Menurut Ibu senioritas itu perlu tidak, Bu? Dan jika perlu itu baiknya yang seperti apa?
“Seperti yang saya sampaikan tadi, kalau senioritas dikarenakan gengsi, tidak mau kalah bersaing dengan junior, hanya untuk butuh pengakuan (terlihat hebat di depan junior -red) sehingga timbul perilaku yang sewenang-wenang pada junior, itu tidak diperlukan. Yang lebih penting adalah saling menghormati dan menghargai. Dalam prestasi pun juga junior memiliki hak, punya kesempatan yang sama dengan senior. Yang tidak boleh itu ketika junior tidak sopan dengan senior.”
Apa solusi yang tepat untuk memutus tradisi senioritas ini?
“Sepertinya memang sampai saat ini sulit menemukan solusi untuk memutus rantai tradisi senioritas yang sudah turun-temurun ini. Akan tetapi, mungkin perlu penguatan pendidikan karakter terutama saling menghormati dan saling menghargai perbedaan.”
Bagaimana harapan Ibu ke depannya terkait kasus senioritas yang terjadi di kampus?
“Harapan saya, baik kampus maupun individu-individu perlu keberanian untuk memutus rantai praktik senioritas.
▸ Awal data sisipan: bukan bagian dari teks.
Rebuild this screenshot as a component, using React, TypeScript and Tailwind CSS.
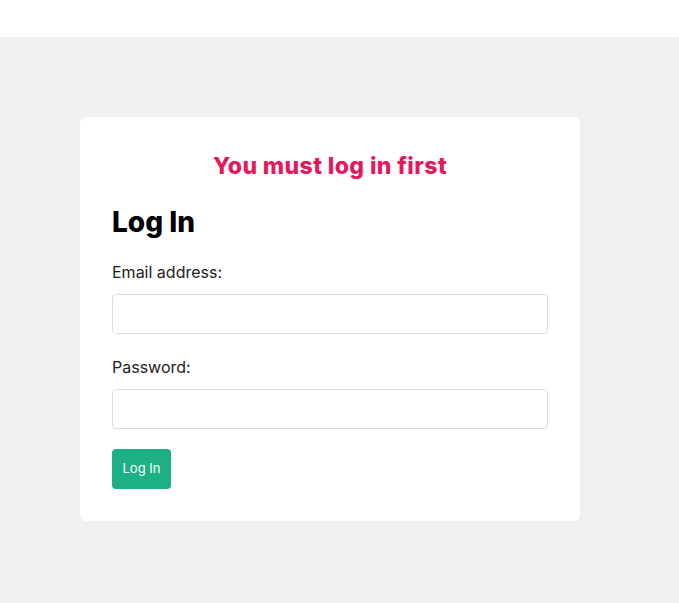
export default function App() {
  return (
    <div className="min-h-screen bg-[#f0f0f0] font-['Inter',sans-serif]">
      <header className="h-[37px] bg-white" />
      <main className="px-20 pt-20 pb-20">
        <div className="w-[500px] rounded-md bg-white p-8">
          <h3 className="text-center text-[23px] font-extrabold leading-[34px] tracking-[0.4px] text-[#e8175d]">
            You must log in first
          </h3>
          <h2 className="mt-[21px] text-[28px] font-extrabold leading-[36px] text-black">Log In</h2>
          <form className="mt-5 flex flex-col" onSubmit={(e) => e.preventDefault()}>
            <label className="text-base leading-6 text-[#222]">Email address:</label>
            <input
              type="email"
              className="mt-[10px] h-10 rounded border border-[#ddd] px-3 outline-none"
            />
            <label className="mt-[21px] text-base leading-6 text-[#222]">Password:</label>
            <input
              type="password"
              className="mt-[10px] h-10 rounded border border-[#ddd] px-3 outline-none"
            />
            <button
              type="submit"
              className="mt-5 h-10 w-[59px] rounded bg-[#1eb085] text-[13px] text-white"
            >
              Log In
            </button>
          </form>
        </div>
      </main>
    </div>
  );
}
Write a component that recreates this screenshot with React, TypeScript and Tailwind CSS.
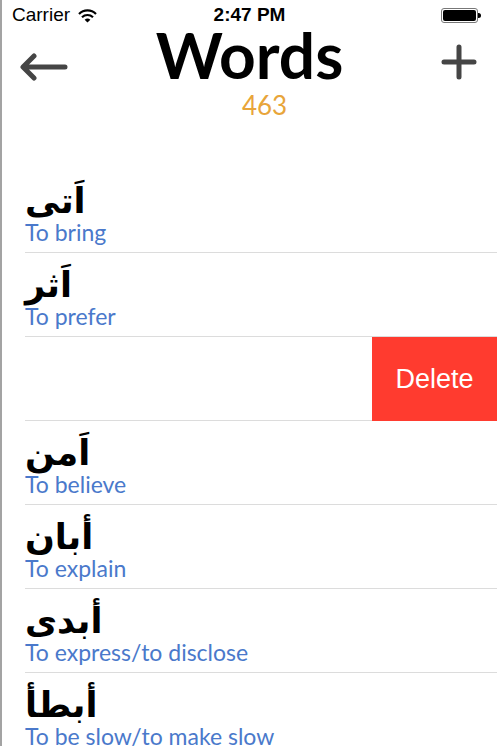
import React from "react";

const words = [
  { ar: "اَتى", en: "To bring" },
  { ar: "اَثر", en: "To prefer" },
  { ar: "", en: "", swiped: true },
  { ar: "اَمن", en: "To believe" },
  { ar: "أبان", en: "To explain" },
  { ar: "أبدى", en: "To express/to disclose" },
  { ar: "أبطأ", en: "To be slow/to make slow" },
];

const StatusBar = () => (
  <div className="relative flex h-[31px] items-center px-[10px] text-[19px] text-black [font-family:'Liberation_Sans',sans-serif]">
    <span>Carrier</span>
    <svg className="ml-[8px]" width="19" height="14" viewBox="0 0 19 14">
      <path d="M1 5 A12 12 0 0 1 18 5" fill="none" stroke="#000" strokeWidth="2.2" />
      <path d="M4 8.2 A8 8 0 0 1 15 8.2" fill="none" stroke="#000" strokeWidth="2.2" />
      <path d="M9.5 13.5 L6.6 10.8 A4.2 4.2 0 0 1 12.4 10.8 Z" fill="#000" />
    </svg>
    <span className="absolute left-1/2 -translate-x-1/2 font-bold">2:47 PM</span>
    <div className="ml-auto mr-[6px] flex items-center">
      <div className="h-[15px] w-[37px] rounded-[3px] border border-[#777] p-[1px]">
        <div className="h-full w-full rounded-[2px] bg-black" />
      </div>
      <div className="h-[5px] w-[3px] rounded-r-sm bg-black" />
    </div>
  </div>
);

const Header = () => (
  <div className="grid grid-cols-[1fr_auto_1fr] items-start">
    <svg className="ml-[18px] mt-[22px]" width="48" height="28" viewBox="0 0 48 28">
      <path
        d="M45 14 H4 M14 3 L3 14 L14 25"
        fill="none"
        stroke="#454545"
        strokeWidth="5"
        strokeLinecap="round"
        strokeLinejoin="round"
      />
    </svg>
    <div className="mt-[4px] flex flex-col items-center [font-family:Lato,sans-serif]">
      <div className="text-[64px] font-bold leading-[40px] text-black">Words</div>
      <div className="ml-[30px] mt-[15px] text-[26px] leading-[30px] text-[#e8a53a]">463</div>
    </div>
    <svg className="mr-[20px] mt-[13px] justify-self-end" width="36" height="36" viewBox="0 0 36 36">
      <path
        d="M18 3 V33 M3 18 H33"
        fill="none"
        stroke="#454545"
        strokeWidth="5"
        strokeLinecap="round"
      />
    </svg>
  </div>
);

export default function App() {
  return (
    <div className="h-[746px] w-full overflow-hidden border-l-[2px] border-[#a3a3a3] bg-white">
      <StatusBar />
      <Header />
      <div className="mt-[49px]">
        {words.map((w, i) =>
          w.swiped ? (
            <div key={i} className="flex h-[84px] pl-[23px]">
              <div className="flex-1 border-b border-[#dcdcdc]" />
              <div className="flex w-[125px] items-center justify-center bg-[#ff3b2f] text-[27px] text-white [font-family:'Liberation_Sans',sans-serif]">
                Delete
              </div>
            </div>
          ) : (
            <div key={i} className="h-[84px] pl-[23px]">
              <div className="flex h-full flex-col border-b border-[#dcdcdc] pt-[12px]">
                <div className="self-start text-[35px] font-bold leading-[40px] text-black [font-family:'DejaVu_Sans',sans-serif]">
                  {w.ar}
                </div>
                <div className="-mt-[2px] text-[23px] leading-[26px] text-[#4a79cb] [font-family:Lato,sans-serif]">
                  {w.en}
                </div>
              </div>
            </div>
          )
        )}
      </div>
    </div>
  );
}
Ketika praktik senioritas telah diputus, maka dapat diganti dengan praktik lain seperti membangun lingkungan yang lebih ramah, humanis, beradab, dan mendidik sehingga berbagai kegiatan kampus, salah satunya ospek tadi, menjadi salah satu aktivitas yang menyenangkan dan menggembirakan bagi mahasiswa baru, bukan kegiatan yang ditakuti. Maka nanti yang tercipta bukan junior takut pada senior, tetapi junior yang segan kepada senior. Tidak perlu jadi senior agar ditakuti, tetapi jadilah orang yang disegani.”